The library contains functions for creating and operating on these lists. For example, one may create a list by recursively walking an existing directory or by inserting new entries one at a time. Given a list as input, functions exist to create corresponding entries (inodes) on the file system or to delete the list of files. One may filter, sort, and remap entries. One can copy a list of entries from one location to another or compare corresponding entries across two different lists. A file list can be serialized and written to or read from a file.
Each MPI rank "owns" a portion of the list, and there are routines to step through the entries owned by that process. This portion is referred to as the "local" list. Functions exist to get and set properties of the items in the local list, for example to get the path name, type, and size of a file. Functions dealing with the local list can be called by the MPI process independently of other MPI processes.
Other functions operate on the global list in a collective fashion, such as deleting all items in a file list. All processes in the MPI job must invoke these functions simultaneously.
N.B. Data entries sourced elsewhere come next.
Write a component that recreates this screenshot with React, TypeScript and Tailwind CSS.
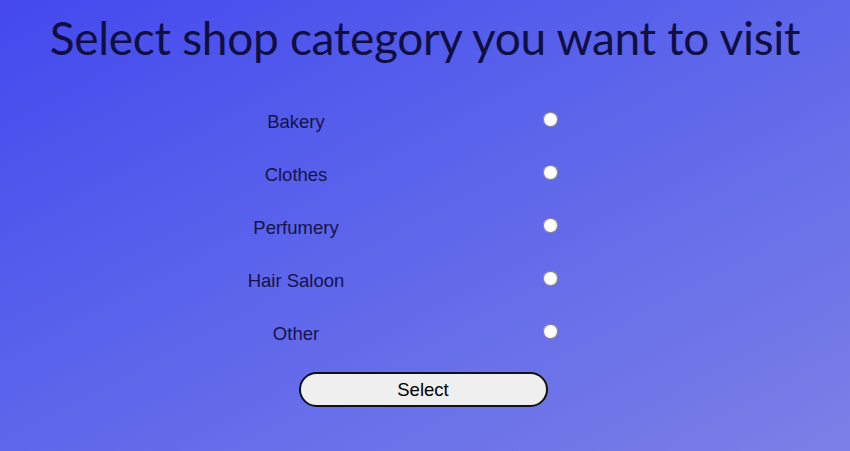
export default function App() {
  const categories = ["Bakery", "Clothes", "Perfumery", "Hair Saloon", "Other"]

  return (
    <div className="min-h-[451px] w-full bg-gradient-to-br from-[#4448ee] to-[#7c7fe6] flex flex-col items-center">
      <h1 className="mt-[10px] text-[46px] leading-[56px] text-[#100f42] font-['Lato',sans-serif] tracking-[-0.3px]">
        Select shop category you want to visit
      </h1>

      <form className="mt-[45px] flex flex-col items-center" onSubmit={(e) => e.preventDefault()}>
        <div className="grid grid-cols-[200px_254px] gap-y-[32px] mr-[4px]">
          {categories.map((c) => (
            <div key={c} className="contents">
              <label
                htmlFor={c}
                className="h-[21px] flex items-center justify-center text-[18.5px] text-[#15134a] font-['Liberation_Sans',Arial,sans-serif]"
              >
                {c}
              </label>
              <div className="h-[21px] flex items-start">
                <input id={c} type="radio" name="category" className="m-0 ml-[147px] mt-[1px] w-[15px] h-[15px]" />
              </div>
            </div>
          ))}
        </div>

        <button
          type="submit"
          className="mt-[28px] mr-[4px] w-[249px] h-[35px] rounded-full border-2 border-[#111] bg-[#efefef] text-[18.5px] text-black font-['Liberation_Sans',Arial,sans-serif]"
        >
          Select
        </button>
      </form>
    </div>
  )
}
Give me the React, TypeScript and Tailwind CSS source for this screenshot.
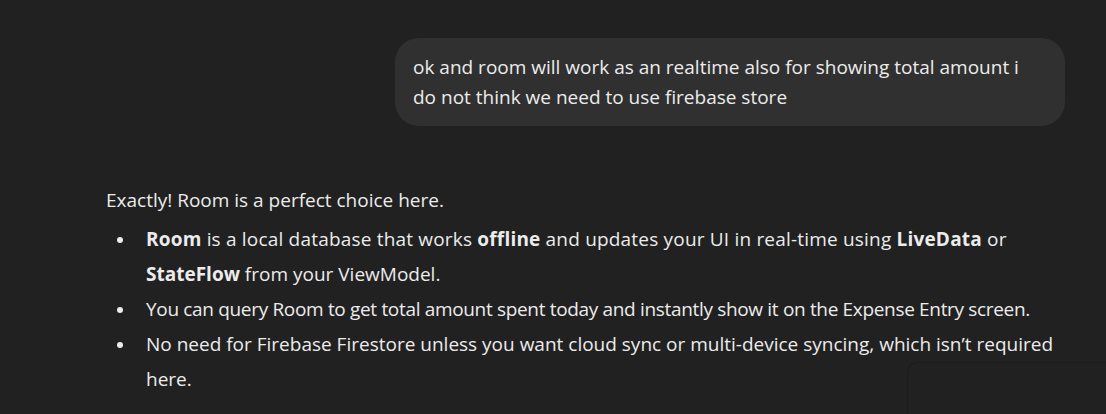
export default function App() {
  const font = { fontFamily: '"Open Sans", "Noto Sans", sans-serif' };
  const Dot = () => (
    <span className="w-[40px] shrink-0 flex items-start">
      <span className="ml-[11px] mt-[15px] w-[6px] h-[6px] rounded-full bg-[#ececec]" />
    </span>
  );
  return (
    <div className="w-[1106px] h-[414px] bg-[#212121] text-[#ececec] overflow-hidden relative" style={font}>
      <div className="flex justify-end pt-[38px] pr-[41px]">
        <div className="w-[670px] bg-[#303030] rounded-[24px] pl-[18px] pr-[20px] pt-[14px] pb-[14px] text-[19px] leading-[30px] whitespace-nowrap">
          ok and room will work as an realtime also for showing total amount i
          <br />
          do not think we need to use firebase store
        </div>
      </div>
      <div className="pl-[106px] pt-[57px] text-[19px] leading-[35px]">
        <p>Exactly! Room is a perfect choice here.</p>
        <ul className="whitespace-nowrap mt-[4px]">
          <li className="flex">
            <Dot />
            <div>
              <span className="tracking-[0.19px]">
                <b>Room</b> is a local database that works <b>offline</b> and updates your UI in real-time using <b>LiveData</b> or
              </span>
              <br />
              <b>StateFlow</b> from your ViewModel.
            </div>
          </li>
          <li className="flex">
            <Dot />
            <div className="tracking-[-0.33px]">
              You can query Room to get total amount spent today and instantly show it on the Expense Entry screen.
            </div>
          </li>
          <li className="flex">
            <Dot />
            <div>
              No need for Firebase Firestore unless you want cloud sync or multi-device syncing, which isn’t required
              <br />
              here.
            </div>
          </li>
        </ul>
      </div>
      <div className="absolute left-[907px] top-[362px] w-[240px] h-[80px] rounded-tl-[10px] border-l border-t border-[#1c1c1c]" />
    </div>
  );
}
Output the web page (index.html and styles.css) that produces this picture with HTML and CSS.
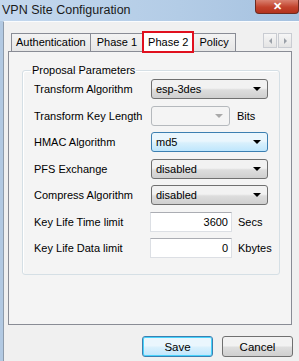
FILE: index.html
```html
<!DOCTYPE html>
<html lang="en">
<head>
    <meta charset="UTF-8">
    <title>VPN Site Configuration</title>
    <link rel="stylesheet" href="styles.css">
</head>
<body>
    <div class="titlebar">
        <span class="title">VPN Site Configuration</span>
        <span class="close">&#x2715;</span>
    </div>
    <div class="frame">
        <div class="client">
            <div class="tabstrip">
                <div class="tab first">Authentication</div>
                <div class="tab">Phase 1</div>
                <div class="tab active">Phase 2</div>
                <div class="tab">Policy</div>
                <div class="scroller">
                    <span class="arrow"><i class="tri left"></i></span>
                    <span class="arrow"><i class="tri right"></i></span>
                </div>
            </div>
            <div class="panel">
                <fieldset class="group">
                    <legend>Proposal Parameters</legend>

                    <div class="row">
                        <label>Transform Algorithm</label>
                        <div class="select">esp-3des<i class="caret"></i></div>
                    </div>
                    <div class="row">
                        <label>Transform Key Length</label>
                        <div class="select small disabled"><i class="caret"></i></div>
                        <span class="unit">Bits</span>
                    </div>
                    <div class="row">
                        <label>HMAC Algorithm</label>
                        <div class="select hover">md5<i class="caret"></i></div>
                    </div>
                    <div class="row">
                        <label>PFS Exchange</label>
                        <div class="select">disabled<i class="caret"></i></div>
                    </div>
                    <div class="row">
                        <label>Compress Algorithm</label>
                        <div class="select">disabled<i class="caret"></i></div>
                    </div>
                    <div class="row">
                        <label>Key Life Time limit</label>
                        <div class="input">3600</div>
                        <span class="unit">Secs</span>
                    </div>
                    <div class="row">
                        <label>Key Life Data limit</label>
                        <div class="input">0</div>
                        <span class="unit">Kbytes</span>
                    </div>
                </fieldset>
            </div>
            <div class="buttons">
                <button class="btn default">Save</button>
                <button class="btn">Cancel</button>
            </div>
        </div>
    </div>
</body>
</html>
```

FILE: styles.css
```css
body {
    margin: 0;
    width: 299px;
    height: 361px;
    overflow: hidden;
    font-family: "Liberation Sans", Arial, sans-serif;
    font-size: 11px;
    color: #000;
    background-color: #f0f0f0;
}
.titlebar {
    height: 21px;
    display: flex;
    justify-content: space-between;
    align-items: flex-start;
    background: linear-gradient(to right, #c4d8ee, #b3cce6 60%, #a6c2e0);
}
.title {
    padding: 3px 0 0 2px;
    font-size: 12.5px;
    color: #1a1a1a;
}
.close {
    width: 44px;
    height: 14px;
    line-height: 12px;
    text-align: center;
    color: #fff;
    font-size: 11px;
    font-weight: bold;
    background: linear-gradient(to bottom, #d9806f, #c2422c 55%, #b3321d);
    border: 1px solid #6d2a20;
    border-top: none;
    border-radius: 0 0 4px 4px;
    box-sizing: border-box;
}
.frame {
    height: 340px;
    border-left: 3px solid #b2c9e2;
    background-color: #f0f0f0;
}
.client {
    height: 100%;
    border-left: 1px solid #8d9bab;
    border-top: 1px solid #fafcfe;
    padding: 9px 7px 0 4px;
    box-sizing: border-box;
}
.tabstrip {
    display: flex;
    align-items: flex-end;
    height: 20px;
    padding-left: 3px;
}
.tab {
    height: 17px;
    line-height: 17px;
    padding: 0 6px;
    border: 1px solid #898c95;
    border-bottom: none;
    margin-right: -1px;
    background: linear-gradient(to bottom, #f3f3f3, #e6e6e6);
}
.tab.first {
    padding: 0 4px;
}
.tab.active {
    height: 19px;
    line-height: 18px;
    padding: 0 4px;
    margin-bottom: -1px;
    background: #fff;
    position: relative;
    z-index: 1;
    outline: 2px solid #e0101e;
    outline-offset: -1px;
}
.scroller {
    margin-left: auto;
    align-self: flex-start;
    margin-top: 2px;
    display: flex;
    gap: 1px;
}
.arrow {
    width: 14px;
    height: 15px;
    border: 1px solid #c9ccd2;
    background: linear-gradient(to bottom, #f6f6f6, #e4e4e4);
    box-sizing: border-box;
    display: flex;
    align-items: center;
    justify-content: center;
}
.tri {
    width: 0;
    height: 0;
    border-top: 3px solid transparent;
    border-bottom: 3px solid transparent;
}
.tri.left {
    border-right: 3px solid #9aa0a8;
}
.tri.right {
    border-left: 3px solid #9aa0a8;
}
.panel {
    height: 274px;
    border: 1px solid #898c95;
    background-color: #f4f4f4;
    box-sizing: border-box;
    padding: 12px 11px 0 13px;
}
.group {
    margin: 0;
    height: 211px;
    padding: 3px 0 0 11px;
    border: 1px solid #d5dfe5;
    border-radius: 3px;
    box-shadow: inset 1px 1px 0 #fff;
    box-sizing: border-box;
    display: flex;
    flex-direction: column;
    gap: 6.5px;
}
.group legend {
    padding: 0 1px;
    margin-left: -3px;
}
.row {
    display: flex;
    align-items: center;
    height: 20px;
}
.row label {
    width: 117px;
}
.select {
    width: 117px;
    height: 20px;
    box-sizing: border-box;
    border: 1px solid #707070;
    border-radius: 3px;
    background: linear-gradient(to bottom, #f2f2f2 45%, #dddddd 55%, #cfcfcf);
    padding-left: 4px;
    line-height: 18px;
    display: flex;
    align-items: center;
    justify-content: space-between;
}
.select.hover {
    border-color: #3c7fb1;
    background: linear-gradient(to bottom, #eaf6fd 45%, #d9f0fc 55%, #bee6fd);
}
.select.small {
    width: 79px;
}
.select.disabled {
    border-color: #b5b9bd;
    background: #f4f4f4;
    justify-content: flex-end;
}
.caret {
    width: 0;
    height: 0;
    margin-right: 6px;
    border-left: 4px solid transparent;
    border-right: 4px solid transparent;
    border-top: 4px solid #000;
}
.disabled .caret {
    border-top-color: #a9a9a9;
}
.input {
    width: 82px;
    height: 20px;
    margin-left: -1px;
    box-sizing: border-box;
    border: 1px solid #dcdfe4;
    border-top-color: #abadb3;
    background-color: #fff;
    text-align: right;
    padding-right: 3px;
    line-height: 18px;
}
.unit {
    margin-left: 7px;
}
.input + .unit {
    margin-left: 6px;
}
.buttons {
    display: flex;
    justify-content: flex-end;
    gap: 9px;
    margin-top: 11px;
    margin-right: -1px;
}
.btn {
    width: 71px;
    height: 21px;
    padding: 0;
    font-family: inherit;
    font-size: 11.5px;
    color: #000;
    border: 1px solid #707070;
    border-radius: 3px;
    background: linear-gradient(to bottom, #f2f2f2 45%, #dddddd 55%, #cfcfcf);
}
.btn.default {
    border-color: #3c7fb1;
    box-shadow: inset 0 0 0 1px #48d3fb;
    background: linear-gradient(to bottom, #eaf6fd 45%, #d9f0fc 55%, #bee6fd);
}
```
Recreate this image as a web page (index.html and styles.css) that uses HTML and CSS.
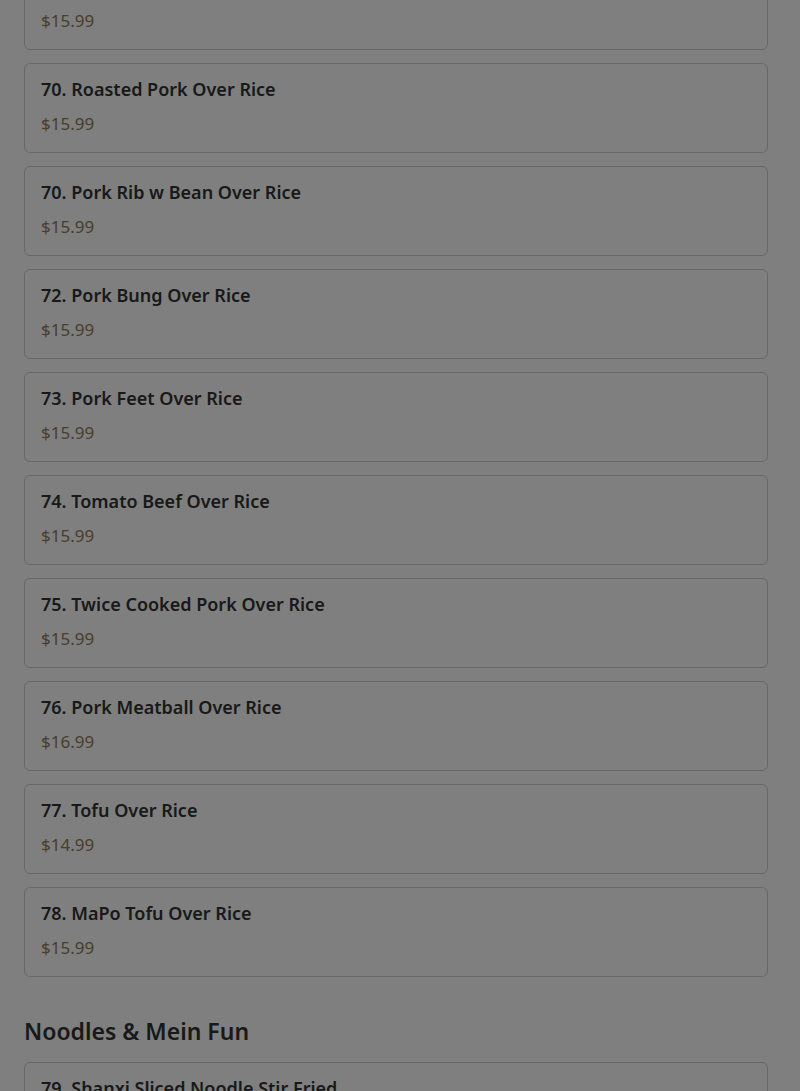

For full details, see mfu_flist.h and refer to its usage in existing tools.
mfu_path¶
mpiFileUtils represents file paths with the mfu_path structure. Functions are available to manipulate paths to prepend and append entries, to slice paths into pieces, and to compute relative paths.
mfu_param_path¶
Path names provided by the user on the command line (parameters) are handled through the mfu_param_path structure. Such paths may have to be checked for existence and to determine their type (file or directory). Additionally, the user may specify many such paths through invocations involving shell wildcards, so functions are available to check long lists of paths in parallel.
mfu_io¶
The mfu_io.h functions provide wrappers for many POSIX-IO functions. This is helpful for checking error codes in a consistent manner and automating retries on failed I/O calls. One should use the wrappers in mfu_io if available, and if not, one should consider adding the missing wrapper.
mfu_util¶
The mfu_util.h functions provide wrappers for error reporting and memory allocation.